> **Goal**:
Write the material out again in full, word for word. Do not include the pictures.

=====

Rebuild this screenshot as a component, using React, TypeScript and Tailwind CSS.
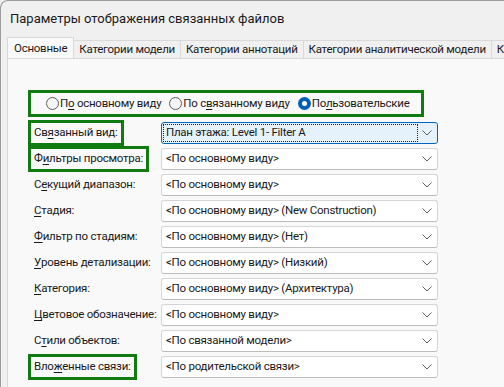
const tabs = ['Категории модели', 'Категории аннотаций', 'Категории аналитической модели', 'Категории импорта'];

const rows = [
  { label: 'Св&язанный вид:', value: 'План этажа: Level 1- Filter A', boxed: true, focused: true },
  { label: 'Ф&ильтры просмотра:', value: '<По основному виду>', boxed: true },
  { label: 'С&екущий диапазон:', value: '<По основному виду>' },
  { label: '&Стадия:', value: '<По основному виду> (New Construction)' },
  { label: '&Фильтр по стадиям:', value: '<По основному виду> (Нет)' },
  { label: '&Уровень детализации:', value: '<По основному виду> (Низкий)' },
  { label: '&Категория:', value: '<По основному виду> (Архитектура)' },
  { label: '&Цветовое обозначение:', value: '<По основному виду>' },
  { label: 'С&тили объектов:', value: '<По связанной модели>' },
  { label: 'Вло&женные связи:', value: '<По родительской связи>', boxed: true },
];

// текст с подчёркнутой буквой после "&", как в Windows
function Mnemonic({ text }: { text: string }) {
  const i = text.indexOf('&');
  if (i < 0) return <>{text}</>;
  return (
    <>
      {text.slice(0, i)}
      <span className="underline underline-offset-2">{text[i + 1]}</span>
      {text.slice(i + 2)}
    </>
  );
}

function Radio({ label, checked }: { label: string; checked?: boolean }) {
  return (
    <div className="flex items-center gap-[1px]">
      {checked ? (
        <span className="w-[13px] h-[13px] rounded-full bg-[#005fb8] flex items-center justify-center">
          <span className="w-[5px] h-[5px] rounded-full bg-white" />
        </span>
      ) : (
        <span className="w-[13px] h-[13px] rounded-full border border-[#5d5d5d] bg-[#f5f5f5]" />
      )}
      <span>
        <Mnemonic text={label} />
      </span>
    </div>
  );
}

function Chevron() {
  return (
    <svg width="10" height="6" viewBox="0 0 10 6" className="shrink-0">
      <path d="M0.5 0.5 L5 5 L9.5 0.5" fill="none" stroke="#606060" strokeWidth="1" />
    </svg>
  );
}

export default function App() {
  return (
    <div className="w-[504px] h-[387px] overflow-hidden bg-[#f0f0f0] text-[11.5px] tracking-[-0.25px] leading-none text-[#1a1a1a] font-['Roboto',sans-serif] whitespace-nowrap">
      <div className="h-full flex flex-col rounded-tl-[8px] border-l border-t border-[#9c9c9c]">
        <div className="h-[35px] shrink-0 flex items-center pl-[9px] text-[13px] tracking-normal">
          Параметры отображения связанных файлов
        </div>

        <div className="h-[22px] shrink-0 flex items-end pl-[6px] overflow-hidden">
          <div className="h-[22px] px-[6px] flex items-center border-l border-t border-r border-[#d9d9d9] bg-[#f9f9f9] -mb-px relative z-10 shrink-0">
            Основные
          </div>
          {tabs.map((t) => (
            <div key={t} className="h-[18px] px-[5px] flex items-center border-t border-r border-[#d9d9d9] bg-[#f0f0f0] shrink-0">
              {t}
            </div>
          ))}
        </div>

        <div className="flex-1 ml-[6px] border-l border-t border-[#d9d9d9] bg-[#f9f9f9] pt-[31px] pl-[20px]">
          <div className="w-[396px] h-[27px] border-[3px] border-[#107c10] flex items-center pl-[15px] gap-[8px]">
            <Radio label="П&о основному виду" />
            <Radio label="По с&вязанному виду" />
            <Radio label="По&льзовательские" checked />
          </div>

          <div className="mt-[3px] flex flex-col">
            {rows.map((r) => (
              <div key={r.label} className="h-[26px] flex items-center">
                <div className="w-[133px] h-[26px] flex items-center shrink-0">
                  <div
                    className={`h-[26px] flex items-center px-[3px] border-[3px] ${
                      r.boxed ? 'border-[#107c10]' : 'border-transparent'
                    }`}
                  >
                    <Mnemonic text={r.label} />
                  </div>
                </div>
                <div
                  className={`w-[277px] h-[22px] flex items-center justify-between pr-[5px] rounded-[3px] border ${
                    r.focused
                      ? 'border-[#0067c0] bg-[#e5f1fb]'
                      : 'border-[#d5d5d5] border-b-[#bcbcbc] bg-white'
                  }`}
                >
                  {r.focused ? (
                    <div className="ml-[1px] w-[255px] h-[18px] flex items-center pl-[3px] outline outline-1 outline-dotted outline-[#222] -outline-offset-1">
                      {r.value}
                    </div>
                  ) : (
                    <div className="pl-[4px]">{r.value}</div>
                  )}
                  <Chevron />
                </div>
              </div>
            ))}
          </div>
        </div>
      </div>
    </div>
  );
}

=====

> **Task answer**:
Rebuild this screenshot as a component, using React, TypeScript and Tailwind CSS.
const tabs = ['Категории модели', 'Категории аннотаций', 'Категории аналитической модели', 'Категории импорта'];

const rows = [
  { label: 'Св&язанный вид:', value: 'План этажа: Level 1- Filter A', boxed: true, focused: true },
  { label: 'Ф&ильтры просмотра:', value: '<По основному виду>', boxed: true },
  { label: 'С&екущий диапазон:', value: '<По основному виду>' },
  { label: '&Стадия:', value: '<По основному виду> (New Construction)' },
  { label: '&Фильтр по стадиям:', value: '<По основному виду> (Нет)' },
  { label: '&Уровень детализации:', value: '<По основному виду> (Низкий)' },
  { label: '&Категория:', value: '<По основному виду> (Архитектура)' },
  { label: '&Цветовое обозначение:', value: '<По основному виду>' },
  { label: 'С&тили объектов:', value: '<По связанной модели>' },
  { label: 'Вло&женные связи:', value: '<По родительской связи>', boxed: true },
];

// текст с подчёркнутой буквой после "&", как в Windows
function Mnemonic({ text }: { text: string }) {
  const i = text.indexOf('&');
  if (i < 0) return <>{text}</>;
  return (
    <>
      {text.slice(0, i)}
      <span className="underline underline-offset-2">{text[i + 1]}</span>
      {text.slice(i + 2)}
    </>
  );
}

function Radio({ label, checked }: { label: string; checked?: boolean }) {
  return (
    <div className="flex items-center gap-[1px]">
      {checked ? (
        <span className="w-[13px] h-[13px] rounded-full bg-[#005fb8] flex items-center justify-center">
          <span className="w-[5px] h-[5px] rounded-full bg-white" />
        </span>
      ) : (
        <span className="w-[13px] h-[13px] rounded-full border border-[#5d5d5d] bg-[#f5f5f5]" />
      )}
      <span>
        <Mnemonic text={label} />
      </span>
    </div>
  );
}

function Chevron() {
  return (
    <svg width="10" height="6" viewBox="0 0 10 6" className="shrink-0">
      <path d="M0.5 0.5 L5 5 L9.5 0.5" fill="none" stroke="#606060" strokeWidth="1" />
    </svg>
  );
}

export default function App() {
  return (
    <div className="w-[504px] h-[387px] overflow-hidden bg-[#f0f0f0] text-[11.5px] tracking-[-0.25px] leading-none text-[#1a1a1a] font-['Roboto',sans-serif] whitespace-nowrap">
      <div className="h-full flex flex-col rounded-tl-[8px] border-l border-t border-[#9c9c9c]">
        <div className="h-[35px] shrink-0 flex items-center pl-[9px] text-[13px] tracking-normal">
          Параметры отображения связанных файлов
        </div>

        <div className="h-[22px] shrink-0 flex items-end pl-[6px] overflow-hidden">
          <div className="h-[22px] px-[6px] flex items-center border-l border-t border-r border-[#d9d9d9] bg-[#f9f9f9] -mb-px relative z-10 shrink-0">
            Основные
          </div>
          {tabs.map((t) => (
            <div key={t} className="h-[18px] px-[5px] flex items-center border-t border-r border-[#d9d9d9] bg-[#f0f0f0] shrink-0">
              {t}
            </div>
          ))}
        </div>

        <div className="flex-1 ml-[6px] border-l border-t border-[#d9d9d9] bg-[#f9f9f9] pt-[31px] pl-[20px]">
          <div className="w-[396px] h-[27px] border-[3px] border-[#107c10] flex items-center pl-[15px] gap-[8px]">
            <Radio label="П&о основному виду" />
            <Radio label="По с&вязанному виду" />
            <Radio label="По&льзовательские" checked />
          </div>

          <div className="mt-[3px] flex flex-col">
            {rows.map((r) => (
              <div key={r.label} className="h-[26px] flex items-center">
                <div className="w-[133px] h-[26px] flex items-center shrink-0">
                  <div
                    className={`h-[26px] flex items-center px-[3px] border-[3px] ${
                      r.boxed ? 'border-[#107c10]' : 'border-transparent'
                    }`}
                  >
                    <Mnemonic text={r.label} />
                  </div>
                </div>
                <div
                  className={`w-[277px] h-[22px] flex items-center justify-between pr-[5px] rounded-[3px] border ${
                    r.focused
                      ? 'border-[#0067c0] bg-[#e5f1fb]'
                      : 'border-[#d5d5d5] border-b-[#bcbcbc] bg-white'
                  }`}
                >
                  {r.focused ? (
                    <div className="ml-[1px] w-[255px] h-[18px] flex items-center pl-[3px] outline outline-1 outline-dotted outline-[#222] -outline-offset-1">
                      {r.value}
                    </div>
                  ) : (
                    <div className="pl-[4px]">{r.value}</div>
                  )}
                  <Chevron />
                </div>
              </div>
            ))}
          </div>
        </div>
      </div>
    </div>
  );
}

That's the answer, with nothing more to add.